Source excerpt:
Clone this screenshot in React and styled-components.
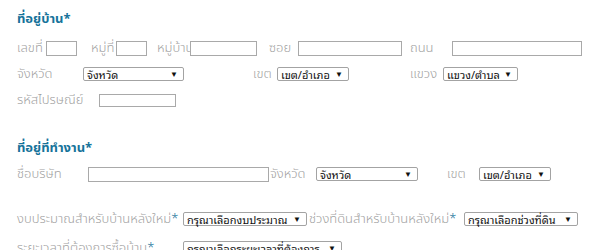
import React from 'react';
import styled, { createGlobalStyle } from 'styled-components';

const GlobalStyle = createGlobalStyle`
  body {
    margin: 0;
    background: #fff;
    font-family: "Noto Sans Thai", "Noto Sans", "DejaVu Sans", sans-serif;
  }
`;

const Page = styled.div`
  width: 600px;
  height: 250px;
  overflow: hidden;
  padding-left: 17px;
  box-sizing: border-box;
`;

const Heading = styled.h2`
  margin: ${(props) => props.top}px 0 0;
  height: 22px;
  line-height: 22px;
  font-size: 13px;
  font-weight: 700;
  color: #16739a;
`;

const Row = styled.div`
  display: flex;
  align-items: center;
  height: 26px;
  margin-top: ${(props) => props.top || 0}px;
`;

const Label = styled.span`
  flex: none;
  width: ${(props) => props.w}px;
  margin-left: ${(props) => props.gap || 0}px;
  font-size: 13px;
  font-weight: 300;
  color: #a2a2a2;
  white-space: nowrap;
`;

const Star = styled.span`
  color: #16739a;
`;

const TextBox = styled.input`
  flex: none;
  box-sizing: border-box;
  width: ${(props) => props.w}px;
  height: ${(props) => props.h || 15}px;
  margin: 0;
  padding: 0 2px;
  border: 1px solid #a9a9a9;
  background: #fff;
  outline: none;
`;

const SelectBox = styled.div`
  flex: none;
  box-sizing: border-box;
  display: flex;
  align-items: center;
  justify-content: space-between;
  width: ${(props) => props.w}px;
  height: 14px;
  padding: 0 5px 0 3px;
  border: 1px solid #a3a3a3;
  border-radius: 2px;
  background: #fff;
  font-family: "Noto Sans Thai Looped", "Tahoma", "Noto Sans Thai", sans-serif;
  font-size: 11px;
  line-height: 12px;
  color: #111;
  white-space: nowrap;
`;

const Arrow = styled.span`
  font-size: 8px;
  line-height: 1;
  margin-left: 4px;
`;

const Select = ({ w, children }) => (
  <SelectBox w={w}>
    <span>{children}</span>
    <Arrow>▼</Arrow>
  </SelectBox>
);

const App = () => {
  return (
    <>
      <GlobalStyle />
      <Page>
        <Heading top={8}>ที่อยู่บ้าน<Star>*</Star></Heading>
        <Row top={5}>
          <Label w={29}>เลขที่</Label>
          <TextBox w={31} />
          <Label w={25} gap={14}>หมู่ที่</Label>
          <TextBox w={31} />
          <Label w={33} gap={10}>หมู่บ้าน</Label>
          <TextBox w={67} />
          <Label w={29} gap={12}>ซอย</Label>
          <TextBox w={104} />
          <Label w={42} gap={8}>ถนน</Label>
          <TextBox w={130} />
        </Row>
        <Row>
          <Label w={66}>จังหวัด</Label>
          <Select w={101}>จังหวัด</Select>
          <Label w={24} gap={69}>เขต</Label>
          <Select w={72}>เขต/อำเภอ</Select>
          <Label w={33} gap={61}>แขวง</Label>
          <Select w={75}>แขวง/ตำบล</Select>
        </Row>
        <Row>
          <Label w={82}>รหัสไปรษณีย์</Label>
          <TextBox w={77} h={13} />
        </Row>

        <Heading top={24}>ที่อยู่ที่ทำงาน<Star>*</Star></Heading>
        <Row top={2}>
          <Label w={71}>ชื่อบริษัท</Label>
          <TextBox w={181} />
          <Label w={46} gap={1}>จังหวัด</Label>
          <Select w={102}>จังหวัด</Select>
          <Label w={32} gap={29}>เขต</Label>
          <Select w={72}>เขต/อำเภอ</Select>
        </Row>
        <Row top={19}>
          <Label w={166}>งบประมาณสำหรับบ้านหลังใหม่<Star>*</Star></Label>
          <Select w={124}>กรุณาเลือกงบประมาณ</Select>
          <Label w={155} gap={2}>ช่วงที่ดินสำหรับบ้านหลังใหม่<Star>*</Star></Label>
          <Select w={114}>กรุณาเลือกช่วงที่ดิน</Select>
        </Row>
        <Row top={3}>
          <Label w={166}>ระยะเวลาที่ต้องการซื้อบ้าน<Star>*</Star></Label>
          <Select w={159}>กรุณาเลือกระยะเวลาที่ต้องการ</Select>
        </Row>
      </Page>
    </>
  );
};

export default App;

Task details: Scan the lines for the string "components". Pick out every line that has it.

Result below:
Clone this screenshot in React and styled-components.
import styled, { createGlobalStyle } from 'styled-components';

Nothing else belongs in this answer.